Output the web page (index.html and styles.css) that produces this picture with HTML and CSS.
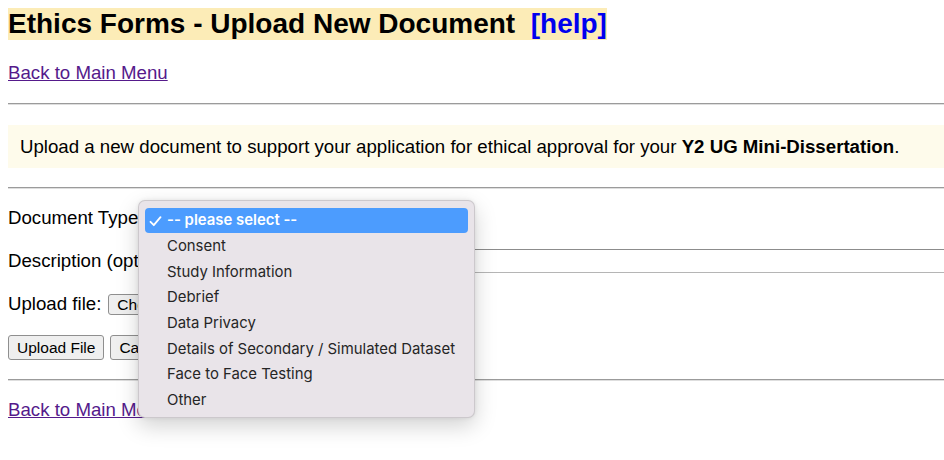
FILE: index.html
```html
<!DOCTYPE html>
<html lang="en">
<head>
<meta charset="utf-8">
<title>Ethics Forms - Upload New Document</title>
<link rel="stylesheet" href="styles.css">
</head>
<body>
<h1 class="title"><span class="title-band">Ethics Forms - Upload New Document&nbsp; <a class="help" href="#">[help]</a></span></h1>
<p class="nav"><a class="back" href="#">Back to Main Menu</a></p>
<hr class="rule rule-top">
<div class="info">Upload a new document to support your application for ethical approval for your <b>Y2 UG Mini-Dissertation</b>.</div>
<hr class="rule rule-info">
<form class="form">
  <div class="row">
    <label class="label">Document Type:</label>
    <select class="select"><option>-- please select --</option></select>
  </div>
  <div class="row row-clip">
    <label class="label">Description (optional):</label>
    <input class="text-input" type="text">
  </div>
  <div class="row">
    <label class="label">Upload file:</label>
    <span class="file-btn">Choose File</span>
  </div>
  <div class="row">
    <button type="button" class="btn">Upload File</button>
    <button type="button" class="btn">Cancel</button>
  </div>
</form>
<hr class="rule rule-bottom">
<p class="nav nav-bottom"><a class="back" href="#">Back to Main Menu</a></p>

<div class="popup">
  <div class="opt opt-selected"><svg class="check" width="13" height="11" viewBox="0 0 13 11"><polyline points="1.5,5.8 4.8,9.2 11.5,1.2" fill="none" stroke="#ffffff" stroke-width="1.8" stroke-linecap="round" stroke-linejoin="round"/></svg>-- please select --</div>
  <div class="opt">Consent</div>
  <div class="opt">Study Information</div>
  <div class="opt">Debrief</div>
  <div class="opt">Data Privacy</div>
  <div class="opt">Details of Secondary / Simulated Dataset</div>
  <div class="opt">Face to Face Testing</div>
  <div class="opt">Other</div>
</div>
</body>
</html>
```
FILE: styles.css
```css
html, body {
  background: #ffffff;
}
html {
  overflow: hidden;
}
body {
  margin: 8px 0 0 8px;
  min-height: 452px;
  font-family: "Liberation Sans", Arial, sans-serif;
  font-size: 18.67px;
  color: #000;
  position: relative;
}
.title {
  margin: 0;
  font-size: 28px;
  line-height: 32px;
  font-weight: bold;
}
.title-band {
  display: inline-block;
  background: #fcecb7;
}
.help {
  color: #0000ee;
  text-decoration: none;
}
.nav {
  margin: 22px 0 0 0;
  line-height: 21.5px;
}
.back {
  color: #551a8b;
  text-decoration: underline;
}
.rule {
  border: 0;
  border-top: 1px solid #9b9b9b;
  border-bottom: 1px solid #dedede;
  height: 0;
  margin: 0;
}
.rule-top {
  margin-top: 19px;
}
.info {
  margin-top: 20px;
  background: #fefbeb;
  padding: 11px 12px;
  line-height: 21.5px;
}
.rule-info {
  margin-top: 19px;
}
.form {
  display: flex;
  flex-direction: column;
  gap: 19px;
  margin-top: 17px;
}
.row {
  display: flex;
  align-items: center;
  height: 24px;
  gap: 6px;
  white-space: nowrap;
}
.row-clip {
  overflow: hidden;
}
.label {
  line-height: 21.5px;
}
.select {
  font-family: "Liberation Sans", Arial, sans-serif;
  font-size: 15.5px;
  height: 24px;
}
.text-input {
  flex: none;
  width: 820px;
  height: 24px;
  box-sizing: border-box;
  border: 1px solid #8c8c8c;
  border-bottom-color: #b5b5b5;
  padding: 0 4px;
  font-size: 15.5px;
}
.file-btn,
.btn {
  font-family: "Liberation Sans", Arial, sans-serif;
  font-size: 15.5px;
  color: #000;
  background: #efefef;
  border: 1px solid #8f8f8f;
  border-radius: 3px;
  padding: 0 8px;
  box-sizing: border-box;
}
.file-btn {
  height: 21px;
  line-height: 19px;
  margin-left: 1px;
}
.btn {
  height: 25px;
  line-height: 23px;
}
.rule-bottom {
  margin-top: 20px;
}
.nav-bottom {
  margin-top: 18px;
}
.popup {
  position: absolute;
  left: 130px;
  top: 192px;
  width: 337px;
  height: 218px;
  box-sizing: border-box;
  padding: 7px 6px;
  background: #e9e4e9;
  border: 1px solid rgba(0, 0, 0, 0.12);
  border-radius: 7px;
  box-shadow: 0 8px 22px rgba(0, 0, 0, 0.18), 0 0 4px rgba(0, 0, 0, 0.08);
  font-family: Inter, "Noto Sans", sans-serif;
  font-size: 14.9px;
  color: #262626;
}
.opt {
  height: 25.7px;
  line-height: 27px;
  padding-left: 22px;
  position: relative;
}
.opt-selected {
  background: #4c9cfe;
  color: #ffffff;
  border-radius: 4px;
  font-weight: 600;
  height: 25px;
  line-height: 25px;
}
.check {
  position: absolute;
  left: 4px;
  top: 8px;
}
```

----

What you should do: For each line above that contains the word "styles", copy that line.

Reply to the exercise:
Output the web page (index.html and styles.css) that produces this picture with HTML and CSS.
<link rel="stylesheet" href="styles.css">
FILE: styles.css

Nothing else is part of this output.